> **Written problem**: Each line that holds the word "this" counts once; give the total number of such lines and nothing else.

> **Material provided**:
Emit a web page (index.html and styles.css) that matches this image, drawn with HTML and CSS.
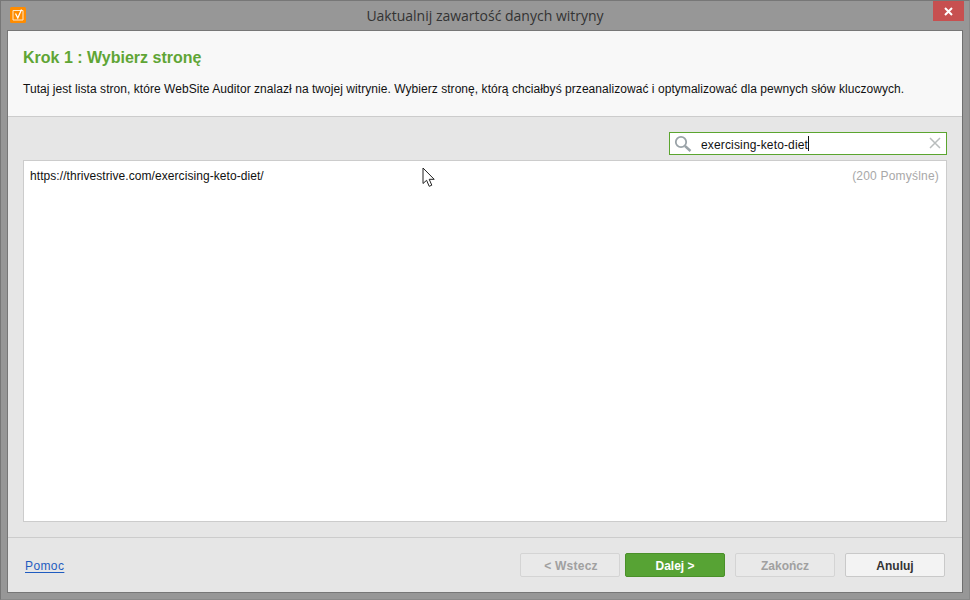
FILE: index.html
```html
<!DOCTYPE html>
<html lang="pl">
<head>
<meta charset="utf-8">
<title>Uaktualnij zawartość danych witryny</title>
<link rel="stylesheet" href="styles.css">
</head>
<body>
<div class="window">
  <div class="titlebar">
    <svg class="app-icon" width="16" height="16" viewBox="0 0 16 16"><rect width="16" height="16" rx="1.5" fill="#ff8c00"/><path d="M3 3.5h10v9.5H3z" fill="none" stroke="#ffe9cc" stroke-width="1"/><path d="M5.5 6.5l2.3 4.5 3.7-8.5" fill="none" stroke="#fff" stroke-width="1.3"/></svg>
    <div class="title">Uaktualnij zawartość danych witryny</div>
    <div class="close"><svg width="9" height="9" viewBox="0 0 9 9"><path d="M1 1l7 7M8 1L1 8" stroke="#fff" stroke-width="2"/></svg></div>
  </div>
  <div class="client">
    <header class="head">
      <h1>Krok 1 : Wybierz stronę</h1>
      <p>Tutaj jest lista stron, które WebSite Auditor znalazł na twojej witrynie. Wybierz stronę, którą chciałbyś przeanalizować i optymalizować dla pewnych słów kluczowych.</p>
    </header>
    <main class="body">
      <div class="search-row">
        <div class="search">
          <svg class="search-icon" width="18" height="18" viewBox="0 0 18 18"><circle cx="7" cy="7" r="5.2" fill="none" stroke="#9aa3a8" stroke-width="1.8"/><path d="M11 11l5.5 5" stroke="#9aa3a8" stroke-width="2.4"/></svg>
          <span class="query">exercising-keto-diet</span><span class="caret"></span>
          <svg class="clear" width="12" height="12" viewBox="0 0 12 12"><path d="M1 1l10 10M11 1L1 11" stroke="#b9bdbd" stroke-width="1.5"/></svg>
        </div>
      </div>
      <div class="list">
        <div class="row">
          <span class="url">https://thrivestrive.com/exercising-keto-diet/</span>
          <span class="status">(200 Pomyślne)</span>
        </div>
        <svg class="cursor" width="14" height="21" viewBox="0 0 14 21"><path d="M1 1v15.5l3.6-3.2 2.6 6 2.6-1.1-2.6-5.9h5z" fill="#fff" stroke="#222" stroke-width="1"/></svg>
      </div>
    </main>
    <footer class="foot">
      <a class="help" href="#">Pomoc</a>
      <div class="buttons">
        <button class="btn disabled back">&lt; Wstecz</button>
        <button class="btn primary">Dalej &gt;</button>
        <button class="btn disabled finish">Zakończ</button>
        <button class="btn normal">Anuluj</button>
      </div>
    </footer>
  </div>
</div>
</body>
</html>
```
FILE: styles.css
```css
* { box-sizing: border-box; }
html, body { margin: 0; padding: 0; }
body { width: 970px; height: 600px; overflow: hidden; font-family: "Liberation Sans", Arial, sans-serif; }
.window { width: 970px; height: 600px; background: #979797; border: 1px solid #777; border-right-color: #8a8a8a; border-bottom-color: #8a8a8a; display: flex; flex-direction: column; padding: 0 6px 6px; }
.titlebar { height: 29px; flex: none; position: relative; display: flex; justify-content: center; }
.app-icon { position: absolute; left: 3px; top: 6px; }
.title { font-family: "Open Sans", sans-serif; font-size: 14px; line-height: 30px; color: #333; }
.close { position: absolute; right: -1px; top: 0; width: 31px; height: 20px; background: #c75050; display: flex; align-items: center; justify-content: center; }
.client { flex: 1; display: flex; flex-direction: column; border: 1px solid #777; border-right-color: #6f6f6f; background: #e6e6e6; min-height: 0; }
.head { height: 86px; flex: none; background: #f8f8f8; border-bottom: 1px solid #ccc; padding: 17px 15px 0; }
.head h1 { margin: 0; font-size: 16px; line-height: 20px; font-weight: bold; color: #5fa535; }
.head p { margin: 14px 0 0; font-size: 12px; line-height: 14px; color: #111; white-space: nowrap; letter-spacing: 0.05px; }
.body { flex: 1; display: flex; flex-direction: column; padding: 15px; min-height: 0; }
.search-row { display: flex; justify-content: flex-end; margin-bottom: 5px; }
.search { width: 278px; height: 23px; background: #fff; border: 1px solid #5ba52f; display: flex; align-items: center; padding-left: 4px; position: relative; }
.search-icon { flex: none; }
.query { margin-left: 9px; padding-top: 2px; font-size: 12px; color: #111; letter-spacing: 0.15px; }
.caret { width: 1px; height: 15px; background: #111; }
.clear { position: absolute; right: 5px; top: 4px; }
.list { flex: 1; background: #fff; border: 1px solid #ccc; position: relative; }
.row { display: flex; justify-content: space-between; padding: 8px 7px 0 6px; font-size: 12px; line-height: 15px; }
.url { color: #111; letter-spacing: 0.065px; }
.status { color: #a8a8a8; letter-spacing: 0.2px; }
.cursor { position: absolute; left: 398px; top: 6px; }
.foot { height: 55px; flex: none; border-top: 1px solid #ccc; display: flex; align-items: flex-start; justify-content: space-between; padding: 15px 17px 0 17px; }
.help { font-size: 12px; line-height: 16px; margin-top: 5px; color: #1f5cc0; text-decoration: underline; text-underline-offset: 2px; letter-spacing: 0.4px; }
.buttons { display: flex; gap: 5px; }
.btn { width: 100px; height: 24px; padding: 2px 0 0; border-radius: 2px; font-family: inherit; font-size: 12px; font-weight: bold; }
.disabled { background: #e9e9e9; border: 1px solid #d4d4d4; color: #a0a0a0; }
.back { letter-spacing: 0.25px; padding-left: 2px; }
.primary { background: #57a334; border: 1px solid #4a9029; color: #fff; }
.finish { margin-left: 5px; }
.normal { margin-left: 5px; background: #f3f3f3; border: 1px solid #c9c9c9; color: #333; }
```
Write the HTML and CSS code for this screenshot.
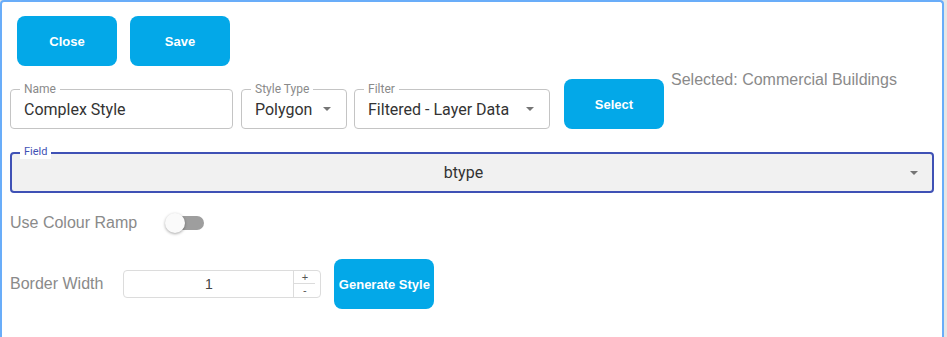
FILE: index.html
```html
<!DOCTYPE html>
<html lang="en">
<head>
  <meta charset="UTF-8">
  <title>Complex Style</title>
  <link rel="stylesheet" href="styles.css">
</head>
<body>
  <div class="panel">
    <div class="actions">
      <button class="btn">Close</button>
      <button class="btn">Save</button>
    </div>

    <div class="row-top">
      <div class="field name-field">
        <span class="field-label">Name</span>
        <span class="field-value">Complex Style</span>
      </div>
      <div class="field type-field">
        <span class="field-label">Style Type</span>
        <span class="field-value">Polygon</span>
        <span class="arrow"></span>
      </div>
      <div class="field filter-field">
        <span class="field-label">Filter</span>
        <span class="field-value">Filtered - Layer Data</span>
        <span class="arrow"></span>
      </div>
      <button class="btn select-btn">Select</button>
      <div class="selected">Selected: Commercial Buildings</div>
    </div>

    <div class="field big-field">
      <span class="field-label">Field</span>
      <span class="field-value">btype</span>
      <span class="arrow"></span>
    </div>

    <div class="toggle-row">
      <span class="plain-label">Use Colour Ramp</span>
      <span class="switch"><span class="track"></span><span class="thumb"></span></span>
    </div>

    <div class="border-row">
      <span class="plain-label">Border Width</span>
      <div class="number-input">
        <span class="number-value">1</span>
        <span class="spin">
          <span class="spin-up">+</span>
          <span class="spin-down">-</span>
        </span>
      </div>
      <button class="btn gen-btn">Generate Style</button>
    </div>
  </div>
</body>
</html>
```

FILE: styles.css
```css
* {
  margin: 0;
  padding: 0;
  box-sizing: border-box;
}

body {
  background: #e6e6e6;
  font-family: Roboto, 'Liberation Sans', sans-serif;
}

.panel {
  width: 944px;
  height: 337px;
  background: #fff;
  border: 2px solid #69adf9;
  border-bottom: none;
  border-radius: 4px 4px 0 0;
  padding: 0 8px;
}

.actions {
  display: flex;
  gap: 13px;
  padding: 14px 0 0 7px;
}

.btn {
  width: 100px;
  height: 50px;
  border: none;
  border-radius: 8px;
  background: #03a8e8;
  color: #fff;
  font-family: 'Liberation Sans', Arial, sans-serif;
  font-weight: bold;
  font-size: 13px;
  cursor: pointer;
}

.row-top {
  display: flex;
  align-items: flex-start;
  margin-top: 5px;
}

.field {
  position: relative;
  display: flex;
  align-items: center;
  height: 40px;
  border: 1px solid #c4c4c4;
  border-radius: 4px;
  padding: 0 13px;
  color: #333;
  font-size: 16px;
}

.field-label {
  position: absolute;
  top: -8px;
  left: 9px;
  padding: 0 4px;
  background: #fff;
  font-size: 12px;
  line-height: 14px;
  color: #8a8a8a;
}

.row-top .field {
  margin-top: 18px;
}

.name-field {
  width: 223px;
}

.type-field {
  width: 106px;
  margin-left: 8px;
  justify-content: space-between;
  padding-right: 15px;
}

.filter-field {
  width: 196px;
  margin-left: 7px;
  justify-content: space-between;
  padding-right: 15px;
}

.arrow {
  width: 0;
  height: 0;
  border-left: 4px solid transparent;
  border-right: 4px solid transparent;
  border-top: 4px solid #757575;
}

.select-btn {
  margin: 8px 0 0 14px;
}

.selected {
  margin-left: 7px;
  font-family: 'Liberation Sans', Arial, sans-serif;
  font-size: 16px;
  color: #8a8a8a;
  line-height: 18px;
}

.big-field {
  margin-top: 23px;
  width: 924px;
  height: 41px;
  border: 2px solid #3f51b5;
  background: #f1f1f1;
  padding: 0 14px 0 15px;
}

.big-field .field-label {
  top: -9px;
  left: 8px;
  color: #3f51b5;
  font-size: 11px;
}

.big-field .field-value {
  flex: 1;
  text-align: center;
  padding-right: 10px;
}

.toggle-row {
  display: flex;
  align-items: center;
  height: 20px;
  margin-top: 20px;
}

.plain-label {
  font-family: 'Liberation Sans', Arial, sans-serif;
  font-size: 16px;
  color: #8a8a8a;
}

.switch {
  position: relative;
  width: 39px;
  height: 20px;
  margin-left: 28px;
}

.track {
  position: absolute;
  left: 5px;
  top: 3px;
  width: 34px;
  height: 14px;
  border-radius: 7px;
  background: #9e9e9e;
}

.thumb {
  position: absolute;
  left: 0;
  top: 0;
  width: 20px;
  height: 20px;
  border-radius: 50%;
  background: #fafafa;
  box-shadow: 0 1px 3px rgba(0,0,0,0.35);
}

.border-row {
  display: flex;
  align-items: center;
  margin-top: 26px;
}

.number-input {
  display: flex;
  width: 198px;
  height: 28px;
  margin-left: 20px;
  border: 1px solid #dcdcdc;
  border-radius: 4px;
}

.number-value {
  flex: 1;
  text-align: center;
  line-height: 26px;
  font-family: 'Liberation Sans', Arial, sans-serif;
  font-size: 14px;
  color: #444;
}

.spin {
  display: flex;
  flex-direction: column;
  width: 27px;
  border-left: 1px solid #dcdcdc;
  font-family: 'Liberation Sans', Arial, sans-serif;
  font-size: 11px;
  color: #555;
}

.spin-up,
.spin-down {
  height: 13px;
  line-height: 12px;
  text-align: center;
  width: 21px;
}

.spin-up {
  border-bottom: 1px solid #dcdcdc;
}

.gen-btn {
  margin-left: 13px;
}
```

> **Final result**: 2